Clark County Dips Hand in Reserve Fund for Allegiant Stadium Bond Payment
Posted on: November 27, 2020, 11:55h.
Last updated on: November 27, 2020, 12:07h.
Clark County is tapping into a reserve fund in order to make its upcoming scheduled bond payment for Allegiant Stadium.
Due to reduced tax revenue from hotel stays amid the COVID-19 pandemic, Clark County officials say they’re short on cash for its $16.06 million bond payment scheduled for December 1. As a result, the county is drawing from its reserves to make good on the payment.
Clark County Public Communications Director Erik Pappa revealed that $11.55 million has been withdrawn from the “Reserve 2018A Bond Proceeds Subaccount of the Reserve Account” to cover the shortfall. Following the transaction, the account has a balance of $57.25 million.
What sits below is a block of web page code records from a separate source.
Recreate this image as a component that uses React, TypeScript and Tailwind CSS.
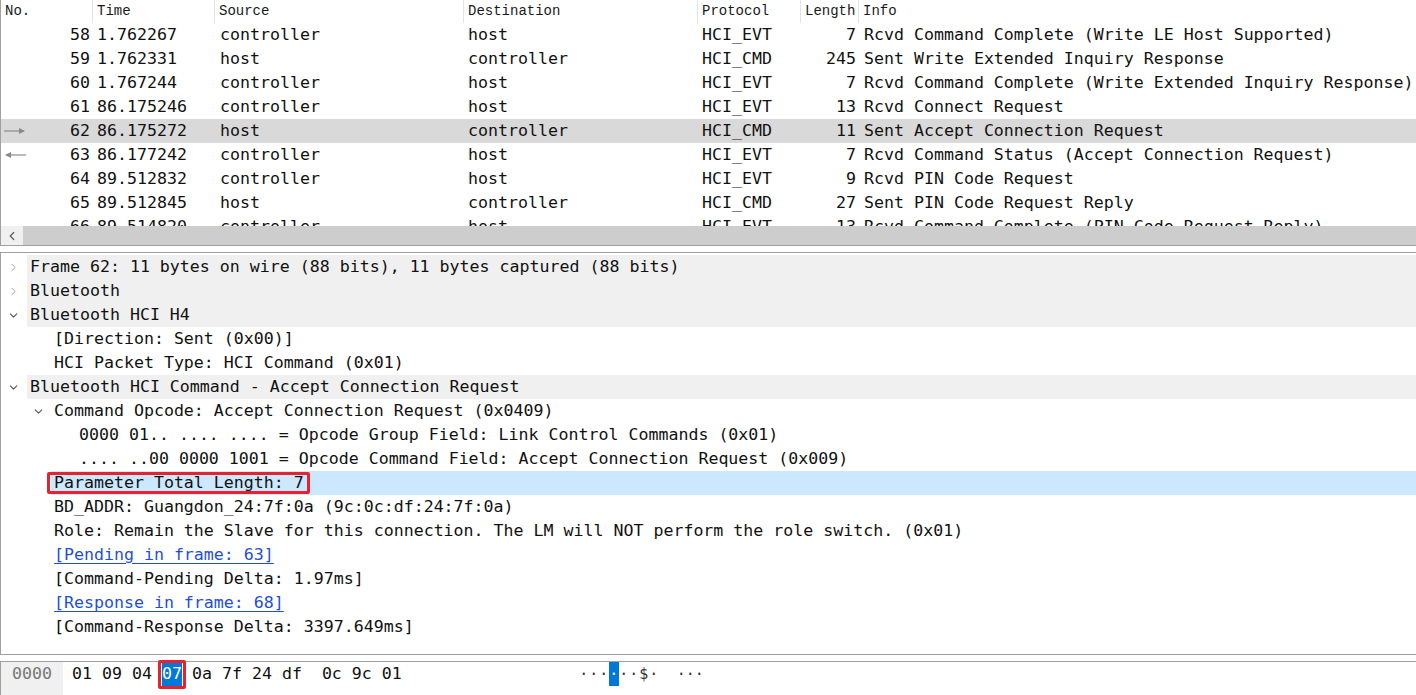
import { ChevronDown, ChevronLeft, ChevronRight } from "lucide-react";

type Packet = {
  no: number;
  time: string;
  src: string;
  dst: string;
  proto: string;
  len: number;
  info: string;
  mark?: "out" | "in";
  selected?: boolean;
};

const packets: Packet[] = [
  { no: 58, time: "1.762267", src: "controller", dst: "host", proto: "HCI_EVT", len: 7, info: "Rcvd Command Complete (Write LE Host Supported)" },
  { no: 59, time: "1.762331", src: "host", dst: "controller", proto: "HCI_CMD", len: 245, info: "Sent Write Extended Inquiry Response" },
  { no: 60, time: "1.767244", src: "controller", dst: "host", proto: "HCI_EVT", len: 7, info: "Rcvd Command Complete (Write Extended Inquiry Response)" },
  { no: 61, time: "86.175246", src: "controller", dst: "host", proto: "HCI_EVT", len: 13, info: "Rcvd Connect Request" },
  { no: 62, time: "86.175272", src: "host", dst: "controller", proto: "HCI_CMD", len: 11, info: "Sent Accept Connection Request", mark: "out", selected: true },
  { no: 63, time: "86.177242", src: "controller", dst: "host", proto: "HCI_EVT", len: 7, info: "Rcvd Command Status (Accept Connection Request)", mark: "in" },
  { no: 64, time: "89.512832", src: "controller", dst: "host", proto: "HCI_EVT", len: 9, info: "Rcvd PIN Code Request" },
  { no: 65, time: "89.512845", src: "host", dst: "controller", proto: "HCI_CMD", len: 27, info: "Sent PIN Code Request Reply" },
  { no: 66, time: "89.514820", src: "controller", dst: "host", proto: "HCI_EVT", len: 13, info: "Rcvd Command Complete (PIN Code Request Reply)" },
];

const cols = "grid grid-cols-[92px_122px_249px_234px_103px_58px_1fr]";

function Mark({ dir }: { dir?: "out" | "in" }) {
  if (!dir) return null;
  return (
    <svg className="absolute left-[3px] top-[7px]" width="22" height="10" viewBox="0 0 22 10">
      {dir === "out" ? (
        <>
          <line x1="0" y1="5" x2="20" y2="5" stroke="#8a8a8a" strokeWidth="1.2" />
          <path d="M15 2 L21 5 L15 8 Z" fill="#8a8a8a" />
        </>
      ) : (
        <>
          <line x1="2" y1="5" x2="22" y2="5" stroke="#8a8a8a" strokeWidth="1.2" />
          <path d="M7 2 L1 5 L7 8 Z" fill="#8a8a8a" />
        </>
      )}
    </svg>
  );
}

function PacketList() {
  const heads = ["No.", "Time", "Source", "Destination", "Protocol", "Length", "Info"];
  return (
    <div className="h-[246px] shrink-0 border-l border-b border-[#a0a0a0] flex flex-col">
      {/* Header */}
      <div className={`${cols} h-[23px] shrink-0 text-[14px] font-['Liberation_Mono',monospace] text-[#1a1a1a]`}>
        {heads.map((h, i) => (
          <div
            key={h}
            className={`flex items-center pl-[4px] ${i < heads.length - 1 ? "border-r border-[#e3e3e3]" : ""}`}
          >
            {h}
          </div>
        ))}
      </div>

      {/* Rows */}
      <div className="flex-1 overflow-hidden text-[16.6px]">
        {packets.map((p) => (
          <div key={p.no} className={`${cols} relative h-[24px] leading-[24px] ${p.selected ? "bg-[#d9d9d9]" : ""}`}>
            <Mark dir={p.mark} />
            <div className="text-right pr-[3px]">{p.no}</div>
            <div className="pl-[4px]">{p.time}</div>
            <div className="pl-[5px]">{p.src}</div>
            <div className="pl-[4px]">{p.dst}</div>
            <div className="pl-[4px]">{p.proto}</div>
            <div className="text-right pr-[3px]">{p.len}</div>
            <div className="pl-[5px] whitespace-pre">{p.info}</div>
          </div>
        ))}
      </div>

      {/* Horizontal scrollbar */}
      <div className="h-[19px] shrink-0 flex">
        <div className="w-[22px] bg-[#f0f0f0] flex items-center justify-center">
          <ChevronLeft size={14} strokeWidth={2.2} className="text-[#606060]" />
        </div>
        <div className="flex-1 bg-[#cdcdcd]" />
      </div>
    </div>
  );
}

type Node = {
  text: string;
  level: number;
  top?: boolean;
  chevron?: "right" | "down";
  link?: boolean;
  selected?: boolean;
};

const tree: Node[] = [
  { text: "Frame 62: 11 bytes on wire (88 bits), 11 bytes captured (88 bits)", level: 0, top: true, chevron: "right" },
  { text: "Bluetooth", level: 0, top: true, chevron: "right" },
  { text: "Bluetooth HCI H4", level: 0, top: true, chevron: "down" },
  { text: "[Direction: Sent (0x00)]", level: 1 },
  { text: "HCI Packet Type: HCI Command (0x01)", level: 1 },
  { text: "Bluetooth HCI Command - Accept Connection Request", level: 0, top: true, chevron: "down" },
  { text: "Command Opcode: Accept Connection Request (0x0409)", level: 1, chevron: "down" },
  { text: "0000 01.. .... .... = Opcode Group Field: Link Control Commands (0x01)", level: 2 },
  { text: ".... ..00 0000 1001 = Opcode Command Field: Accept Connection Request (0x009)", level: 2 },
  { text: "Parameter Total Length: 7", level: 1, selected: true },
  { text: "BD_ADDR: Guangdon_24:7f:0a (9c:0c:df:24:7f:0a)", level: 1 },
  { text: "Role: Remain the Slave for this connection. The LM will NOT perform the role switch. (0x01)", level: 1 },
  { text: "[Pending in frame: 63]", level: 1, link: true },
  { text: "[Command-Pending Delta: 1.97ms]", level: 1 },
  { text: "[Response in frame: 68]", level: 1, link: true },
  { text: "[Command-Response Delta: 3397.649ms]", level: 1 },
];

function Details() {
  const indent = ["pl-[26px]", "pl-[50px]", "pl-[75px]"];
  return (
    <div className="h-[403px] shrink-0 pt-[2px] border-t border-l border-b border-[#a0a0a0] text-[16.6px] overflow-hidden">
      {tree.map((n, i) => (
        <div key={i} className={`relative h-[24px] leading-[24px] ${indent[n.level]}`}>
          {n.chevron && (
            <span className={`absolute top-[6px] ${n.level === 0 ? "left-[6px]" : "left-[31px]"}`}>
              {n.chevron === "right" ? (
                <ChevronRight size={13} strokeWidth={1.8} className="text-[#a6a6a6]" />
              ) : (
                <ChevronDown size={13} strokeWidth={2} className="text-[#555555]" />
              )}
            </span>
          )}
          <div
            className={`h-full pl-[3px] whitespace-pre ${n.top ? "bg-[#f0f0f0]" : ""} ${n.selected ? "bg-[#cce8ff]" : ""}`}
          >
            {n.link ? (
              <span className="text-[#1f4fd8] underline underline-offset-[3px]">{n.text}</span>
            ) : n.selected ? (
              <span className="relative">
                {n.text}
                <span className="absolute -left-[7px] -right-[6px] -top-[1px] -bottom-[2px] border-[3px] border-[#e5222e] rounded-[2px]" />
              </span>
            ) : (
              n.text
            )}
          </div>
        </div>
      ))}
    </div>
  );
}

function Bytes() {
  const hex = ["01", "09", "04", "07", "0a", "7f", "24", "df"];
  const hex2 = ["0c", "9c", "01"];
  const ascii = ["·", "·", "·", "·", "·", "·", "$", "·"];
  return (
    <div className="flex-1 border-t border-l border-[#a0a0a0] flex text-[16.6px]">
      <div className="w-[62px] bg-[#f0f0f0] text-[#777777] pl-[11px] leading-[24px]">0000</div>
      <div className="flex pl-[9px] leading-[24px] h-[24px]">
        {hex.map((h, i) => (
          <span key={i} className="relative mr-[10px]">
            {i === 3 ? (
              <>
                <span className="bg-[#0078d7] text-white inline-block">{h}</span>
                <span className="absolute -left-[4px] -right-[4px] -top-[2px] -bottom-[3px] border-[3px] border-[#e5222e] rounded-[2px]" />
              </>
            ) : (
              h
            )}
          </span>
        ))}
        <span className="w-[10px]" />
        {hex2.map((h, i) => (
          <span key={i} className="mr-[10px]">
            {h}
          </span>
        ))}
      </div>
      <div className="flex pl-[167px] leading-[24px] h-[24px] text-[15px] text-[#333333]">
        {ascii.map((c, i) => (
          <span key={i} className={`w-[10px] text-center ${i === 3 ? "bg-[#0078d7] text-white" : ""}`}>
            {c}
          </span>
        ))}
        <span className="w-[18px]" />
        {["·", "·", "·"].map((c, i) => (
          <span key={i} className="w-[9px] text-center">
            {c}
          </span>
        ))}
      </div>
    </div>
  );
}

export default function App() {
  return (
    <div className="w-[1416px] h-[695px] overflow-hidden bg-white flex flex-col font-['DejaVu_Sans_Mono','Liberation_Mono',monospace] text-[#111111]">
      <PacketList />
      <div className="h-[6px] shrink-0" />
      <Details />
      <div className="h-[6px] shrink-0" />
      <Bytes />
    </div>
  );
}
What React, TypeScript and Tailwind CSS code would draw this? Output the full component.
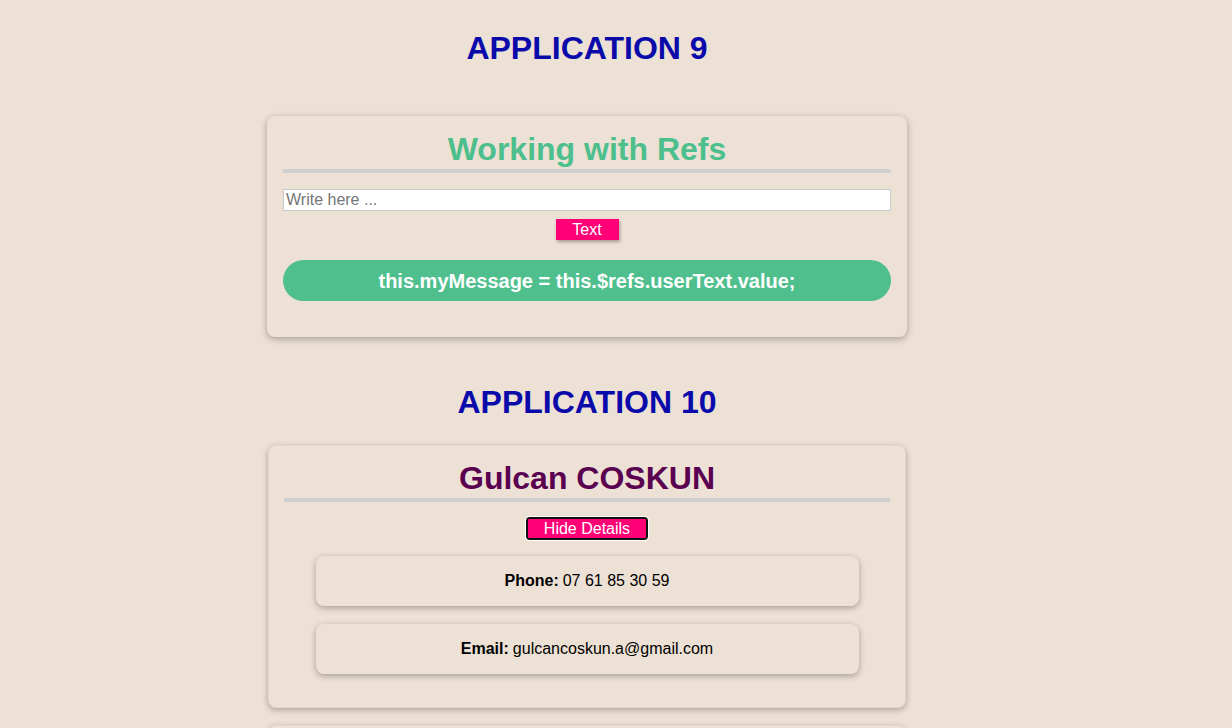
import { useRef, useState } from "react";

function Heading({ children, className }: { children: React.ReactNode; className?: string }) {
    return (
        <h1 className={`text-[32px] leading-[37px] font-bold text-center text-[#0a0aab] ${className ?? ""}`}>
            {children}
        </h1>
    );
}

function InfoRow({ label, value }: { label: string; value: string }) {
    return (
        <div className="w-[543px] mx-auto h-[50px] flex items-center justify-center rounded-lg bg-[#ede0d4] shadow-[0_2px_6px_rgba(0,0,0,0.3)] text-base text-black">
            <b className="mr-1">{label}</b>
            {value}
        </div>
    );
}

export default function App() {
    const userText = useRef<HTMLInputElement>(null);
    const [myMessage, setMyMessage] = useState("this.myMessage = this.$refs.userText.value;");
    const [showDetails, setShowDetails] = useState(true);

    return (
        <div className="min-h-[728px] bg-[#ede0d4] font-['Liberation_Sans',Arial,sans-serif] overflow-hidden pr-[58px]">
            <div className="w-[640px] mx-auto pt-[30px]">
                <Heading>APPLICATION 9</Heading>

                <section className="mt-[49px] rounded-lg bg-[#ede0d4] shadow-[0_2px_7px_rgba(0,0,0,0.3)] px-4 pt-[15px] pb-[36px]">
                    <h2 className="text-[32px] leading-[37px] font-bold text-center text-[#4dbf8c] pb-px border-b-4 border-[#cfcfcf]">
                        Working with Refs
                    </h2>
                    <input
                        ref={userText}
                        type="text"
                        placeholder="Write here ..."
                        className="block w-full mt-4 h-[22px] px-[2px] text-base bg-white border border-[#c8c8c8] placeholder:text-[#757575] outline-none"
                    />
                    <div className="flex justify-center mt-2">
                        <button
                            onClick={() => setMyMessage(userText.current?.value || myMessage)}
                            className="w-[63px] h-[21px] bg-[#ff0077] text-white text-base leading-[21px] shadow-[1px_2px_3px_rgba(0,0,0,0.3)]"
                        >
                            Text
                        </button>
                    </div>
                    <div className="mt-5 h-[41px] rounded-full bg-[#4fbf8d] flex items-center justify-center text-white text-[20px] font-bold">
                        {myMessage}
                    </div>
                </section>

                <Heading className="mt-[47px]">APPLICATION 10</Heading>

                <section className="mt-[24px] w-[638px] mx-auto rounded-lg bg-[#ede0d4] border border-[#e4d8cc] shadow-[0_2px_6px_rgba(0,0,0,0.28)] px-[15px] pt-[14px] pb-[33px]">
                    <h2 className="text-[32px] leading-[37px] font-bold text-center text-[#5a0050] pb-px border-b-4 border-[#cfcfcf]">
                        Gulcan COSKUN
                    </h2>
                    <div className="flex justify-center mt-[15px]">
                        <button
                            onClick={() => setShowDetails(!showDetails)}
                            className="w-[122px] h-[23px] bg-[#ff0077] text-white text-base leading-[19px] border-2 border-[#111] rounded-[3px] outline outline-1 outline-white"
                        >
                            {showDetails ? "Hide Details" : "Show Details"}
                        </button>
                    </div>
                    {showDetails && (
                        <div className="mt-4 flex flex-col gap-[18px]">
                            <InfoRow label="Phone:" value="07 61 85 30 59" />
                            <InfoRow label="Email:" value="gulcancoskun.a@gmail.com" />
                        </div>
                    )}
                </section>

                <section className="mt-[17px] w-[638px] h-[120px] mx-auto rounded-lg bg-[#ede0d4] border border-[#e4d8cc] shadow-[0_2px_6px_rgba(0,0,0,0.28)]" />
            </div>
        </div>
    );
}
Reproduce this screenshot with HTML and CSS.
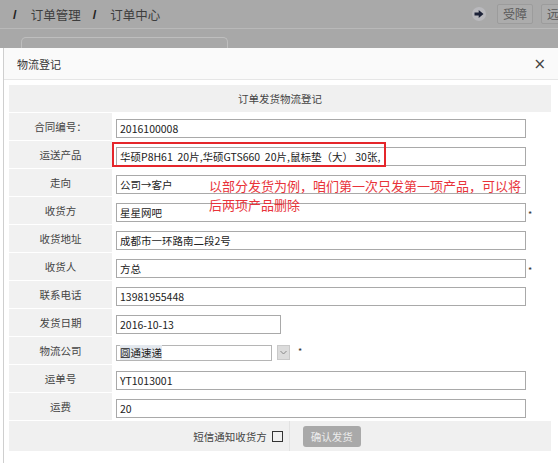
FILE: index.html
```html
<!DOCTYPE html>
<html>
<head>
<meta charset="utf-8">
<link rel="stylesheet" href="styles.css">
</head>
<body>
<div class="topbar">
  <div class="crumbs">
    <span class="sep">/</span><span class="crumb">订单管理</span><span class="sep">/</span><span class="crumb">订单中心</span>
  </div>
  <div class="tools">
    <span class="go"><svg width="14" height="14" viewBox="0 0 14 14"><circle cx="7" cy="7" r="7" fill="#b9b9bd"/><path d="M2.5 5.6h4.2V3l4.8 4-4.8 4V8.4H2.5z" fill="#1c2238"/></svg></span>
    <span class="tbtn">受障</span>
    <span class="tbtn last">远程</span>
  </div>
</div>
<div class="tabstrip"><div class="tab"></div></div>
<div class="modal">
  <div class="mhead"><span class="mtitle">物流登记</span><span class="close">×</span></div>
  <div class="mbody">
    <table class="form">
      <tr><td colspan="2" class="title">订单发货物流登记</td></tr>
      <tr><td class="lbl">合同编号：</td><td class="val"><span class="inp">2016100008</span></td></tr>
      <tr><td class="lbl">运送产品</td><td class="val hl"><span class="inp">华硕P8H61&nbsp; 20片,华硕GTS660&nbsp; 20片,鼠标垫（大） 30张,</span><span class="redbox"></span></td></tr>
      <tr><td class="lbl">走向</td><td class="val"><span class="inp">公司→客户</span></td></tr>
      <tr><td class="lbl">收货方</td><td class="val"><span class="inp">星星网吧</span><span class="star">*</span></td></tr>
      <tr><td class="lbl">收货地址</td><td class="val"><span class="inp">成都市一环路南二段2号</span></td></tr>
      <tr><td class="lbl">收货人</td><td class="val"><span class="inp">方总</span><span class="star">*</span></td></tr>
      <tr><td class="lbl">联系电话</td><td class="val"><span class="inp">13981955448</span></td></tr>
      <tr><td class="lbl">发货日期</td><td class="val"><span class="inp short">2016-10-13</span></td></tr>
      <tr><td class="lbl">物流公司</td><td class="val"><span class="sel"><span class="selbox"><span class="seltext">圆通速递</span></span><span class="selbtn"><svg width="7" height="5" viewBox="0 0 7 5"><path d="M0.5 1l3 3 3-3" fill="none" stroke="#888" stroke-width="1"/></svg></span></span><span class="star s2">*</span></td></tr>
      <tr><td class="lbl">运单号</td><td class="val"><span class="inp">YT1013001</span></td></tr>
      <tr><td class="lbl">运费</td><td class="val"><span class="inp">20</span></td></tr>
      <tr><td colspan="2" class="actions"><div class="actwrap"><span class="notify">短信通知收货方</span><span class="chk"></span><span class="vsep"></span><span class="submit">确认发货</span></div></td></tr>
    </table>
    <div class="note">以部分发货为例，咱们第一次只发第一项产品，可以将<br>后两项产品删除</div>
  </div>
</div>
</body>
</html>
```
FILE: styles.css
```css
* { box-sizing: border-box; }
html, body { margin: 0; padding: 0; background: #fff; }
body {
  width: 558px; height: 463px; overflow: hidden;
  font-family: "Noto Sans CJK SC", "Noto Sans", sans-serif;
  color: #333;
}
.topbar {
  height: 28px; background: #a9a9a9;
  display: flex; align-items: center; justify-content: space-between;
  overflow: hidden;
}
.crumbs { display: flex; align-items: center; font-size: 12.5px; color: #3d3d3d; padding-left: 13px; }
.sep { color: #222; font-family: "Liberation Sans", sans-serif; font-size: 13px; font-weight: bold; margin-right: 14px; }
.crumb { margin-right: 12px; }
.tools { display: flex; align-items: center; gap: 8px; flex-shrink: 0; width: 86px; }
.go { display: flex; margin-right: 3px; flex-shrink: 0; }
.tbtn {
  height: 20px; padding: 0 5px; border: 1px solid #9c9c9c; border-radius: 2px;
  background: #acacac; font-size: 12px; color: #595959; line-height: 18px;
  flex-shrink: 0;
}
.tabstrip {
  height: 20px; background: #a8a8a8; border-top: 1px solid #b9b9b9;
  padding-top: 8px;
}
.tab {
  margin-left: 21px; width: 207px; height: 11px;
  border: 1px solid #bebebe; border-bottom: none; border-radius: 5px 5px 0 0;
}
.modal { margin-left: 3px; border-left: 1px solid #cfcfcf; height: 420px; }
.mhead {
  height: 32px; background: #fafafa; border-bottom: 1px solid #e6e6e6;
  display: flex; align-items: center; justify-content: space-between;
  padding: 0 12px 0 13px;
}
.mtitle { font-size: 11px; color: #333; }
.close { font-family: "DejaVu Sans", sans-serif; font-size: 15px; color: #444; }
.mbody { position: relative; padding: 5px 0 0 5px; }
.form { border-collapse: separate; border-spacing: 0; width: 542px; }
.form td { padding: 0; }
.title {
  height: 27px; background: #f0f0f0; text-align: center;
  font-size: 10.5px; color: #444;
}
.lbl {
  width: 103px; height: 28px; background: #f1f1f1; border-top: 1px solid #fff;
  text-align: center; font-size: 10.5px; color: #444;
}
.val { padding-left: 4px !important; vertical-align: middle; background: #fff; }
.hl { position: relative; }
.inp {
  display: inline-block; vertical-align: middle;
  width: 410px; height: 19px; border: 1px solid #a9a9a9;
  padding: 0 3px; font-size: 10.5px; line-height: 17px; color: #222;
  white-space: nowrap; overflow: hidden;
}
.inp.short { width: 165px; }
.star { font-size: 9px; color: #333; vertical-align: middle; margin-left: 2px; position: relative; top: 2px; }
.star.s2 { margin-left: 8px; top: -1px; }
.redbox {
  position: absolute; left: 0; top: 2px; width: 274px; height: 25px;
  border: 2px solid #e5262b;
}
.sel { display: inline-flex; align-items: center; vertical-align: middle; gap: 5px; }
.selbox {
  width: 156px; height: 16px; border: 1px solid #b5b5b5;
  padding: 0 3px; font-size: 10.5px; line-height: 14px; color: #222;
}
.seltext { background: #e3e8ee; }
.selbtn {
  width: 13px; height: 15px; background: #dcdcdc; border: 1px solid #c9c9c9;
  display: flex; align-items: center; justify-content: center;
}
.actions { height: 31px; background: #f0f0f0; border-top: 1px solid #fff; }
.actwrap { display: flex; align-items: center; justify-content: center; height: 30px; padding-right: 6px; }
.notify { font-size: 10.5px; color: #444; }
.chk { width: 11px; height: 11px; border: 1px solid #333; margin-left: 5px; }
.vsep { width: 1px; height: 30px; background: #e2e2e2; margin: 0 13px 0 6px; }
.submit {
  width: 58px; height: 21px; border-radius: 3px; background: #a9a9a9;
  color: #ececec; font-size: 10.5px; text-align: center; line-height: 21px;
}
.note {
  position: absolute; left: 205px; top: 96px;
  font-size: 13px; line-height: 19px; color: #e8333a;
}
```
[The withdrawal] was expected in light of the decline in tourism to Las Vegas. Fortunately, the financing for the Stadium Authority bonds included the funding of a debt service reserve fund to weather economic declines like the one Las Vegas is currently experiencing due to the pandemic,” Pappa explained.
The $1.9 billion Allegiant Stadium was partially funded with $750 million generated by a 0.88 percent hotel occupancy room tax increase on stays within Clark County. The Raiders NFL franchise, which now calls Las Vegas and Allegiant Stadium home, is covering the remaining cost.
Casinos Paying for Empty Stadium
In 2016, the Nevada Legislature passed legislation that approved the 0.88 percent hotel tax increase on Clark County stays. Casino resorts are responsible for collecting the additional revenue and sending it to the county government.
Four years ago, government officials hyped the economic benefits of building an NFL stadium and relocating a franchise to Southern Nevada. Las Vegas-based Applied Analysis was hired by the Southern Nevada Tourism Infrastructure Committee (SNTIC) to research how a 65,000-seat domed venue would impact the region.
Researchers concluded that the stadium would bring more than 451,000 incremental visitors to Las Vegas each year, and create an annual economic output of $620 million. The stadium was forecast to generate $22.5 million in new local tax dollars for Clark County.
Casinos would benefit from increased guests, who would be expected to gamble, eat and drink, shop, and attend shows. The $750 million investment seemed like a no-brainer at the time. Then COVID-19 came.
Allegiant Stadium opened its $1.9 billion dollars with little fanfare — actually, with no fans at all. Raiders owner Mark Davis said the entirety of the team’s home games this year will be played without fans in attendance.
Ill Gaming Industry
Casinos continue to collect the 0.88 percent occupancy surcharge on their guests. But those visitors aren’t in Las Vegas to attend an NFL game in-person.
2020 Las Vegas visitor volume amid the pandemic is down more than 54 percent through October. Strip casino operators are struggling, as crowds remain thin.
Nevada Gov. Steve Sisolak (D) has ordered a “Statewide Pause,” as new coronavirus cases continue to climb. During the pause, casinos are limited to 25 percent capacity on their gaming floors.